Select lines where the word "TypeScript" appears.

════════

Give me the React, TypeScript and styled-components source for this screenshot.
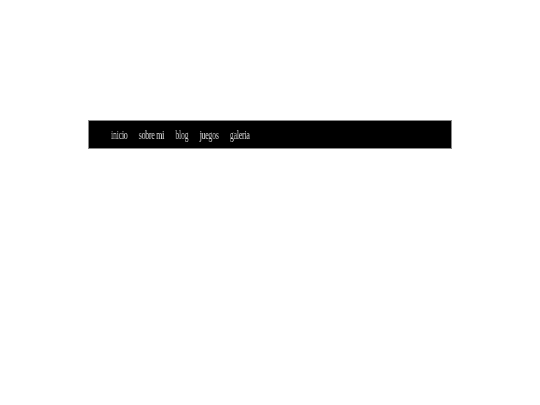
import styled, {createGlobalStyle} from "styled-components";

const GlobalStyle = createGlobalStyle`
  body {
    margin: 0;
    background: #ffffff;
    font-family: "Liberation Serif", serif;
  }
`;

const links = ["inicio", "sobre mi", "blog", "juegos", "galeria"];

const App = () => {
  return (
    <Page>
      <GlobalStyle />
      <NavBar>
        <NavList>
          {links.map((l) => (
            <NavItem key={l}>
              <NavLink href="#">{l}</NavLink>
            </NavItem>
          ))}
        </NavList>
      </NavBar>
    </Page>
  );
};

const Page = styled.div`
  padding-top: 120px;
  display: flex;
  justify-content: center;
`;

const NavBar = styled.nav`
  width: 364px;
  height: 29px;
  box-sizing: border-box;
  background: #000;
  border: 1px solid #8a8a8a;
  display: flex;
  align-items: center;
  padding-bottom: 2px;
`;

// the reference text is a very narrow serif, so squeeze the whole row
const NavList = styled.ul`
  list-style: none;
  margin: 0 0 0 22px;
  padding: 0;
  display: flex;
  gap: 17px;
  transform: scaleX(0.66);
  transform-origin: left center;
  will-change: transform;
  -webkit-font-smoothing: antialiased;
`;

const NavItem = styled.li`
  margin: 0;
`;

const NavLink = styled.a`
  color: #d4d4d4;
  text-decoration: none;
  font-size: 12px;
  letter-spacing: -0.4px;
`;

export default App;
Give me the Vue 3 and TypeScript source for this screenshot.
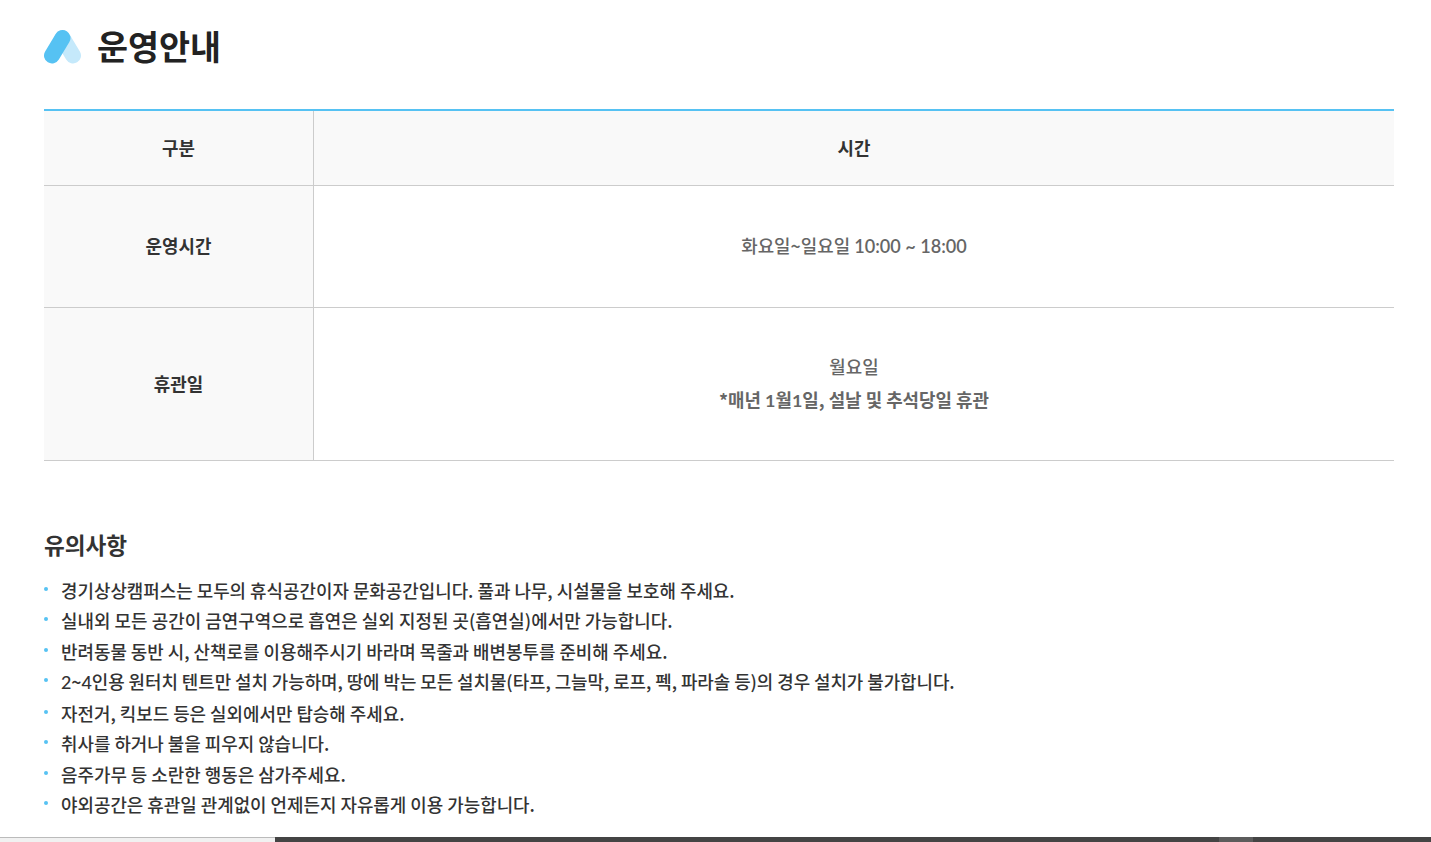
<script setup lang="ts">
const rows: string[][] = [
  ['경기상상캠퍼스는 모두의 휴식공간이자 문화공간입니다. 풀과 나무, 시설물을 보호해 주세요.'],
  ['실내외 모든 공간이 금연구역으로 흡연은 실외 지정된 곳(흡연실)에서만 가능합니다.'],
  ['반려동물 동반 시, 산책로를 이용해주시기 바라며 목줄과 배변봉투를 준비해 주세요.'],
  ['', '2', '~', '4', '인용 원터치 텐트만 설치 가능하며, 땅에 박는 모든 설치물(타프, 그늘막, 로프, 펙, 파라솔 등)의 경우 설치가 불가합니다.'],
  ['자전거, 킥보드 등은 실외에서만 탑승해 주세요.'],
  ['취사를 하거나 불을 피우지 않습니다.'],
  ['음주가무 등 소란한 행동은 삼가주세요.'],
  ['야외공간은 휴관일 관계없이 언제든지 자유롭게 이용 가능합니다.'],
]
</script>

<template>
  <div class="page">
    <main class="content">
      <h1 class="title">
        <svg class="logo" width="38" height="35" viewBox="0 0 38 35" aria-hidden="true">
          <line x1="18.5" y1="9" x2="29" y2="26.5" stroke="#c5e9fb" stroke-width="16" stroke-linecap="round" />
          <line x1="18.5" y1="9" x2="8" y2="26.5" stroke="#56c2f3" stroke-width="16" stroke-linecap="round" />
        </svg>
        <span>운영안내</span>
      </h1>

      <div class="table">
        <div class="cell head key">구분</div>
        <div class="cell head val strong">시간</div>
        <div class="cell key tall1">운영시간</div>
        <div class="cell val tall1"><div>화요일~일요일 <span class="num time">10:00 ~ 18:00</span></div></div>
        <div class="cell key tall2">휴관일</div>
        <div class="cell val tall2 stack">
          <p>월요일</p>
          <p class="bold">*매년 <span class="num">1</span>월<span class="num">1</span>일, 설날 및 추석당일 휴관</p>
        </div>
      </div>

      <h2 class="sub">유의사항</h2>
      <ul class="notes">
        <li v-for="r in rows" :key="r.join('')">
          <template v-for="(part, i) in r" :key="i">
            <span v-if="i % 2 === 1" class="num">{{ part }}</span>
            <template v-else>{{ part }}</template>
          </template>
        </li>
      </ul>
    </main>
    <div class="scroll">
      <div class="left"></div>
      <div class="right"><div class="thumb"></div></div>
    </div>
  </div>
</template>

<style>
html, body { margin: 0; background: #fff; overflow: hidden; }
</style>

<style scoped>
.page {
  width: 1431px;
  height: 842px;
  display: flex;
  flex-direction: column;
  overflow: hidden;
  font-family: "Noto Sans CJK KR", sans-serif;
  font-size: 17.9px;
  color: #333;
}
.num { font-family: Lato, sans-serif; }
.time { font-weight: 600; font-size: 18.1px; }
.content { flex: 1; padding: 0 37px 0 44px; min-height: 0; }
.title {
  margin: 0;
  height: 109px;
  display: flex;
  align-items: flex-start;
  gap: 15px;
  padding-top: 25px;
  box-sizing: border-box;
  font-size: 33.7px;
  line-height: 42px;
  font-weight: 700;
  color: #222;
}
.logo { flex: none; margin-top: 4px; }
.table {
  display: grid;
  grid-template-columns: 270px 1fr;
  border-top: 2px solid #56c2f3;
}
.cell {
  display: flex;
  flex-direction: column;
  align-items: center;
  justify-content: center;
  border-bottom: 1px solid #ccc;
  box-sizing: border-box;
  line-height: 30.6px;
  padding-bottom: 2px;
}
.key { background: #f9f9f9; border-right: 1px solid #ccc; font-weight: 700; color: #333; }
.val { color: #666; font-weight: 500; }
.head { height: 75px; background: #f9f9f9; }
.strong { font-weight: 700; color: #333; }
.tall1 { height: 122px; }
.tall2 { height: 153px; }
.stack p { margin: 0; line-height: 33px; }
.bold { font-weight: 700; }
.sub {
  margin: 67px 0 0;
  font-size: 22.6px;
  line-height: 34px;
  font-weight: 700;
  color: #333;
}
.notes { list-style: none; margin: 12.6px 0 0; padding: 0; }
.notes li {
  position: relative;
  padding-left: 17px;
  line-height: 30.5px;
  font-weight: 500;
  color: #333;
}
.notes li:nth-child(2) { letter-spacing: 0.04px; }
.notes li:nth-child(4) { letter-spacing: -0.05px; }
.notes li::before {
  content: "";
  position: absolute;
  left: 0;
  top: 12px;
  width: 4px;
  height: 4px;
  border-radius: 50%;
  background: #56c2f3;
}
.scroll { height: 5px; display: flex; flex: none; }
.left { width: 275px; background: #f1f1f1; border-top: 1px solid #bbb; box-sizing: border-box; }
.right { flex: 1; background: #444; padding-left: 944px; }
.thumb { width: 34px; height: 100%; background: #5c5c5c; }
</style>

════════

*RESPONSE TO THIS EXERCISE*
Give me the React, TypeScript and styled-components source for this screenshot.
Give me the Vue 3 and TypeScript source for this screenshot.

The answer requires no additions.